Joy of October baseball
“This is the greatest moment I’ve had all year,” Pettitte said after his five-hit, 1-0 victory moved the Yankees within one win of the World Series crown. “I can’t believe it.”
He’s not the only one. Pettitte is only 24 — is it me, or are there more amazing kids in this Series than any in recent memory, what with Andruw Jones, Jermaine Dye, Derek Jeter — and now Pettitte, who couldn’t last three innings in the Series opener last Sunday, yet sealed the Braves on Thursday like a Ziploc bag. That’s right. No runs. Goose egg. A shutout. These same Braves who have scored, 15, 14, and 12 runs in postseason games this year. Pettitte twisted them like pretzels. He confounded them into double plays.
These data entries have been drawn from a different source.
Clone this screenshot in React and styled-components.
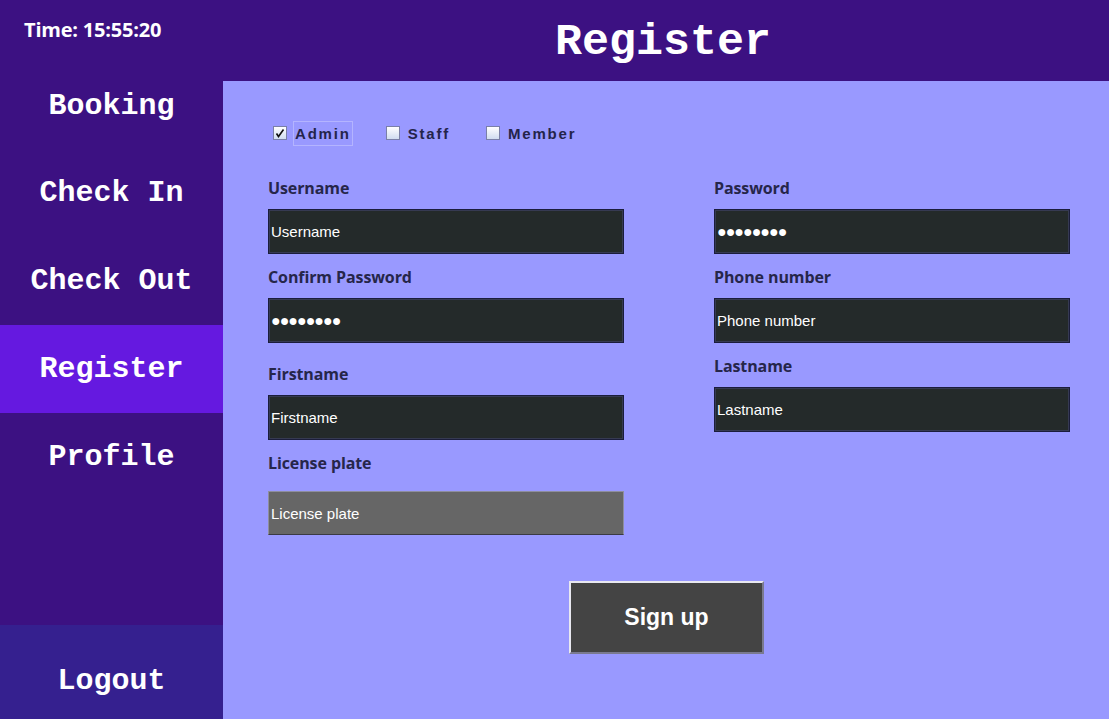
import React from 'react';
import styled, { createGlobalStyle } from 'styled-components';

const GlobalStyle = createGlobalStyle`
  html, body {
    margin: 0;
    padding: 0;
    background: #9999ff;
  }
  * {
    box-sizing: border-box;
  }
`;

const Shell = styled.div`
  display: grid;
  grid-template-columns: 223px 1fr;
  width: 1109px;
  height: 719px;
  overflow: hidden;
`;

const Sidebar = styled.aside`
  display: flex;
  flex-direction: column;
  background: #3c1182;
`;

const Clock = styled.div`
  height: 61px;
  padding: 16px 0 0 24px;
  font-family: 'Open Sans', sans-serif;
  font-weight: 700;
  font-size: 20px;
  color: #ffffff;
  letter-spacing: -0.2px;
`;

const NavItem = styled.div`
  height: 88px;
  display: flex;
  align-items: center;
  justify-content: center;
  padding-top: ${(p) => (p.$first ? 2 : 0)}px;
  font-family: 'Liberation Mono', monospace;
  font-weight: 700;
  font-size: 30px;
  color: #ffffff;
  background: ${(p) => (p.$active ? '#6519e0' : 'transparent')};
`;

const Logout = styled(NavItem)`
  margin-top: auto;
  height: 94px;
  padding-top: 18px;
  background: #35208f;
`;

const Content = styled.div`
  display: flex;
  flex-direction: column;
`;

const Header = styled.header`
  height: 81px;
  display: flex;
  align-items: center;
  justify-content: center;
  background: #3c1182;
  font-family: 'Liberation Mono', monospace;
  font-weight: 700;
  font-size: 45px;
  color: #ffffff;
  padding: 4px 6px 0 0;
`;

const Main = styled.main`
  flex: 1;
  background: #9999ff;
  padding: 40px 39px 0 45px;
  display: flex;
  flex-direction: column;
`;

const RoleRow = styled.div`
  display: flex;
  align-items: center;
  height: 24px;
  padding-left: 5px;
  margin-bottom: 32px;
`;

const Role = styled.label`
  display: flex;
  align-items: center;
  gap: 6px;
  margin-right: ${(p) => p.$gap || 0}px;
`;

const Box = styled.span`
  width: 14px;
  height: 14px;
  border: 1px solid #7a80a8;
  background: linear-gradient(#ffffff, #d0dcf0);
  display: flex;
  align-items: center;
  justify-content: center;
`;

const RoleText = styled.span`
  font-family: 'Liberation Sans', Arial, sans-serif;
  font-weight: 700;
  font-size: 15px;
  letter-spacing: 1.8px;
  color: #24244a;
  padding: 3px 1px;
  border: 1px solid ${(p) => (p.$focus ? '#b4b4ff' : 'transparent')};
`;

const Columns = styled.div`
  display: flex;
  gap: 90px;
`;

const Column = styled.div`
  width: 356px;
  display: flex;
  flex-direction: column;
`;

const Field = styled.div`
  display: flex;
  flex-direction: column;
  margin-top: ${(p) => p.$top ?? 12}px;
`;

const Label = styled.div`
  height: 22px;
  line-height: 22px;
  font-family: 'Open Sans', sans-serif;
  font-weight: 700;
  font-size: 16px;
  letter-spacing: -0.1px;
  color: #26264a;
  margin-bottom: ${(p) => p.$below ?? 10}px;
`;

const Input = styled.input`
  width: 356px;
  height: ${(p) => p.$h || 45}px;
  margin: 0;
  padding: 0 2px;
  font-family: 'Liberation Sans', Arial, sans-serif;
  font-size: ${(p) => (p.$dots ? 16 : 15)}px;
  letter-spacing: ${(p) => (p.$dots ? '-1px' : '0')};
  color: #ffffff;
  outline: none;
  background: ${(p) => (p.$muted ? '#666666' : '#242a2a')};
  border: 1px solid ${(p) => (p.$muted ? '#8e8e9e' : '#1b1d3c')};
  border-bottom-color: ${(p) => (p.$muted ? '#3a3a44' : '#1b1d3c')};
  box-shadow: ${(p) => (p.$muted ? 'none' : 'inset 0 0 0 1px #363a52')};
`;

const Actions = styled.div`
  display: flex;
  justify-content: center;
  margin: 46px 5px 0 0;
`;

const SignUp = styled.button`
  width: 195px;
  height: 73px;
  background: #444444;
  color: #ffffff;
  font-family: 'Liberation Sans', Arial, sans-serif;
  font-weight: 700;
  font-size: 23px;
  border: 2px solid;
  border-color: #e8e8f0 #7a7a90 #7a7a90 #e8e8f0;
  cursor: pointer;
`;

const Check = () => (
  <svg width="10" height="10" viewBox="0 0 10 10">
    <path d="M1.5 5.5 L3.5 8.5 L8.5 1.5" fill="none" stroke="#111" strokeWidth="1.6" />
  </svg>
);

const navItems = ['Booking', 'Check In', 'Check Out', 'Register', 'Profile'];

const App = () => (
  <>
    <GlobalStyle />
    <Shell>
      <Sidebar>
        <Clock>Time: 15:55:20</Clock>
        {navItems.map((item, i) => (
          <NavItem key={item} $first={i === 0} $active={item === 'Register'}>
            {item}
          </NavItem>
        ))}
        <Logout>Logout</Logout>
      </Sidebar>
      <Content>
        <Header>Register</Header>
        <Main>
          <RoleRow>
            <Role $gap={33}>
              <Box><Check /></Box>
              <RoleText $focus>Admin</RoleText>
            </Role>
            <Role $gap={34}>
              <Box />
              <RoleText>Staff</RoleText>
            </Role>
            <Role>
              <Box />
              <RoleText>Member</RoleText>
            </Role>
          </RoleRow>
          <Columns>
            <Column>
              <Field $top={0}>
                <Label>Username</Label>
                <Input defaultValue="Username" />
              </Field>
              <Field>
                <Label>Confirm Password</Label>
                <Input $dots defaultValue="●●●●●●●●" />
              </Field>
              <Field $top={20}>
                <Label>Firstname</Label>
                <Input defaultValue="Firstname" />
              </Field>
              <Field>
                <Label $below={17}>License plate</Label>
                <Input $muted $h={44} defaultValue="License plate" />
              </Field>
            </Column>
            <Column>
              <Field $top={0}>
                <Label>Password</Label>
                <Input $dots defaultValue="●●●●●●●●" />
              </Field>
              <Field>
                <Label>Phone number</Label>
                <Input defaultValue="Phone number" />
              </Field>
              <Field>
                <Label>Lastname</Label>
                <Input defaultValue="Lastname" />
              </Field>
            </Column>
          </Columns>
          <Actions>
            <SignUp>Sign up</SignUp>
          </Actions>
        </Main>
      </Content>
    </Shell>
  </>
);

export default App;
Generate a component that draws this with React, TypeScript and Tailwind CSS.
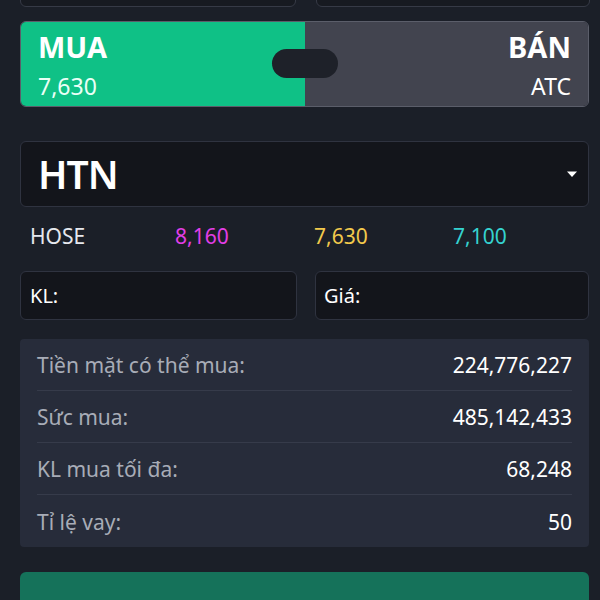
import { useState } from 'react';

const infoRows = [
	{ label: 'Tiền mặt có thể mua:', value: '224,776,227' },
	{ label: 'Sức mua:', value: '485,142,433' },
	{ label: 'KL mua tối đa:', value: '68,248' },
	{ label: 'Tỉ lệ vay:', value: '50' },
];

const App = () => {
	const [side] = useState<'buy' | 'sell'>('buy');

	return (
		<div className="w-[600px] h-[600px] overflow-hidden bg-[#1b1f28] pl-5 pr-[11px] text-white font-['Noto_Sans',sans-serif]">
			{/* previous inputs, cut off at the top */}
			<div className="-mt-[33px] grid grid-cols-[276px_274px] gap-x-5">
				<div className="h-10 rounded-md border border-[#363a46] bg-[#171a21]" />
				<div className="h-10 rounded-md border border-[#363a46] bg-[#171a21]" />
			</div>

			{/* buy / sell toggle */}
			<div className="relative mt-[14px] flex h-[86px] overflow-hidden rounded-md border border-[#5b5e6a]">
				<div
					className={`flex w-[284px] flex-col pl-[17px] pt-[8px] ${
						side === 'buy' ? 'bg-[#0fc186]' : 'bg-[#42444f]'
					}`}
				>
					<span className="text-[29px] font-bold leading-[34px]">MUA</span>
					<span className="mt-[7px] text-[23px] leading-[30px] text-[#eafff6]">7,630</span>
				</div>
				<div className="flex flex-1 flex-col items-end bg-[#42444f] pr-[17px] pt-[8px]">
					<span className="text-[29px] font-bold leading-[34px]">BÁN</span>
					<span className="mt-[7px] text-[23px] leading-[30px]">ATC</span>
				</div>
				<div className="absolute left-[251px] top-[27px] h-[29px] w-[66px] rounded-full bg-[#1e2129]" />
			</div>

			{/* symbol select */}
			<div className="mt-[34px] flex h-[66px] items-center justify-between rounded-md border border-[#2f3340] bg-[#13151b] pl-[17px] pr-[10px]">
				<span className="text-[39px] font-semibold tracking-tight">HTN</span>
				<svg width="12" height="8" viewBox="0 0 12 8">
					<path d="M1 1.5h10L6 7z" fill="#ffffff" />
				</svg>
			</div>

			{/* exchange & prices */}
			<div className="grid h-[64px] grid-cols-[145px_139px_139px_1fr] items-center pb-[5px] pl-[10px] text-[21px]">
				<span className="text-[#e6e8ee]">HOSE</span>
				<span className="text-[#e23ee6]">8,160</span>
				<span className="text-[#f2c94c]">7,630</span>
				<span className="text-[#35d3d1]">7,100</span>
			</div>

			{/* quantity & price inputs */}
			<div className="grid grid-cols-[277px_274px] gap-x-[18px]">
				<div className="flex h-[49px] items-center rounded-md border border-[#2f3340] bg-[#13151b] pl-[9px] text-[20px]">
					KL:
				</div>
				<div className="flex h-[49px] items-center rounded-md border border-[#2f3340] bg-[#13151b] pl-[8px] text-[20px]">
					Giá:
				</div>
			</div>

			{/* account info */}
			<div className="mt-[19px] rounded-sm bg-[#272c3a] px-[17px]">
				{infoRows.map((row, i) => (
					<div
						key={row.label}
						className={`flex h-[52px] items-center justify-between pt-[3px] text-[21px] ${
							i < infoRows.length - 1 ? 'border-b border-[#363b4a]' : ''
						}`}
					>
						<span className="text-[#a8acb7]">{row.label}</span>
						<span className="text-white">{row.value}</span>
					</div>
				))}
			</div>

			{/* submit */}
			<div className="mt-[25px] h-[60px] rounded-md bg-[#15725a]" />
		</div>
	);
};

export default App;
He kept it low, he kept it away, he kept it in his catcher’s mitt.
And he kept the game in check.
And now the Yankees — who were the team that didn’t have enough starting pitching, remember? — have won three in a row in this World Series and are heading back to their home stadium with a well-rested relief staff, thanks to Pettitte.
And thanks to the little things, the delectables of October baseball upon which so many championships turn.
Like the fourth inning, where New York’s Charlie Hayes lofted an easy fly ball to right-centerfield, but Atlanta’s Dye, just a rookie, crossed in front of Marquis Grissom, who lost sight of the ball, just for a moment, and dropped it. Cecil Fielder came up two batters later and poked a shot down the leftfield line — perfect under the conditions — and Hayes raced in and the Yankees had the lead.
Or was it the sixth inning, when Pettitte allowed two men to reach base, had nobody out, and was looking at trouble. But he charged in on a Mark Lemke bunt, and spun to third base and fired. In time. One out. And Pettitte got the next batter, Chipper Jones, to chop a ball back to the mound, and once again the game was in Pettitte’s hands, and once again he made the right play, a sharp throw to second to start a double play that ended the inning, and may well have ended the Atlanta Braves.
Let’s face it. The Braves, once huge favorites, are now coming apart like a rock band that keeps blowing its amplifiers. They lost Game 3. They blew Game 4. And they couldn’t get enough wind to lift off the ground in Game 5.
And aren’t we surprised?
Lesson: Don’t call the race early
There is a very good lesson in all of this. When the Braves won the first two games of this Series, by a combined score of 16-1, we pundits were in a hurry to bury New York. Here in Atlanta, they wrote stories saying “Why bother even playing the rest?” One columnist said, “Forget the 1996 Yankees. Bring on the 1927 Yankees.”
This is nothing new. Year after year, in everything from sports to politics, we seem in a frenzy to call the race early. We want to tell you the president before the polls close. We want to predict the Super Bowl before they kick it off. It is part of the frenzy to call attention to ourselves by calling something early — even though, inevitably, we are wrong as often as we are right.
Where’s the shame in waiting until it’s over to say it’s over?
There is none. So let us learn from that mistake. “Anything can still happen,” said a grim Bobby Cox, the Atlanta manager, and on that, at least, he is correct. The home team has lost every game in this crazy series, so how could you possibly declare anything true today?
Except maybe this: Andy Pettitte, on Thursday night, had one of those baseball moments that makes young kids from Deer Park to Flatbush want to pick up the ball and throw it against a backstop. He looked every bit a New York Yankee out there. Even the towel fit him perfectly.